Nell’ultimo numero (vedi allegato) del periodico L’Altrascuola – La rivista degli studenti in lotta (N. 6, marzo 2019), edito dal Sindacato Indipendente degli Studenti e Apprendisti (SISA), è apparso un articolo intitolato “SSPSS: gli stagisti sono un investimento, non una merce!”. In tale articolo viene denunciato un sistema di sfruttamento delle stagiste e degli stagisti in ambito socioassistenziale, i quali fungerebbero da “manodopera a basso costo da impiegare flessibilmente”. Questa situazione sarebbe provocata dall’assenza di un’adeguata legislazione che tuteli il lavoro delle stagiste e degli stagisti, vittime di una corsa al ribasso sui salari che sembrerebbe non essere provocata solo dagli istituti privati, bensì anche da alcuni enti pubblici: “persino una città come Lugano si permette di sfruttare i giovani in formazione, i quali si trovano l’indecente somma di 250 franchi al mese all’ultimo anno di formazione”. Oltre alle problematiche remunerative, l’articolo in questione denuncia “la mancanza di finanziamenti pubblici a strutture di accoglienza per disabili e la liberalizzazione delle strutture per bambini nella fase prescolastica”.
La segreteria del sindacato studentesco ci ha informati dell’invio di una lettera alla Divisione della formazione professionale e al DECS, con la quale vengono richiesti dei chiarimenti riguardo alla situazione di cui sopra. Convinti della necessità di fare piena chiarezza su questo grave fenomeno di sfruttamento delle e dei giovani in formazione e ritenendo i quesiti posti come di pubblico interesse, chiediamo al Consiglio di Stato:
1. Al momento esiste un regolamento che disciplina le formazioni pratiche nel settore sociosanitario e assistenziale? Se sì, in quale misura viene applicato e come viene fatto rispettare?

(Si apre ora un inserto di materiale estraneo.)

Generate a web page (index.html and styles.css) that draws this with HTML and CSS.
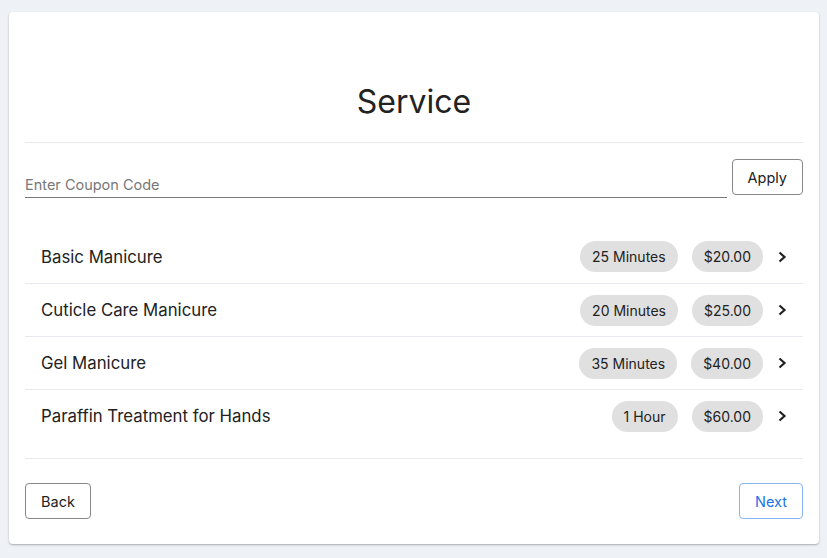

2. Al fine di tutelare gli stagisti e le stagiste, affinché non vengano sfruttate e impiegate flessibilmente per il loro costo nullo, la Divisione della formazione professionale ha mai pensato di inserire un minimo salariale adeguato all’anno di formazione?
3. Come viene regolamentato il versamento del salario o dell’indennità agli studenti che seguono una formazione pratica? Qual’è il meccanismo che disciplina tale pratica?
4. Secondo i nostri iscritti, gli stagisti non ricevono alcuna indennità dalla scuola bensì un salario direttamente dall’istituto di impiego, contrariamente da quanto detto nell’art. 29b cpv. 1 del Regolamento delle scuole professionali. Corrisponde al vero? Come si giustifica tale pratica?
5. Sempre secondo l’art 29b cpv. 1 del suddetto regolamento, il Consiglio di Stato definisce l’ammontare dell’indennità versata agli stagisti. Come può controllare il Governo simile pratica, se non esiste alcuna indennità e viene versato un salario direttamente agli studenti?
6. Ad oggi esiste uno strumento con il quale la Divisione possa verificare che la qualità della formazione pratica sia sufficiente e rispetti le esigenze formative del discente?
7. Secondo quali criteri la Divisione ritiene idonea una struttura per l’accoglienza di uno/a stagista?
8. Al momento esiste una figura indipendente, sull’esempio dell’ispettore di tirocinio, alla quale gli studenti in formazione possono consultarsi in caso di abuso o scarsa qualità della formazione pratica?
9. Gli studenti lamentano una scarsa attenzione da parte dei docenti alle esigenze formative per quanto riguarda la preparazione agli esami. Oltre a ciò dichiarano di avere un carico di lavoro eccessivo, tra formazione pratica e scuola, nei giorni che precedono gli esami. La Divisione come pensa di ovviare al problema?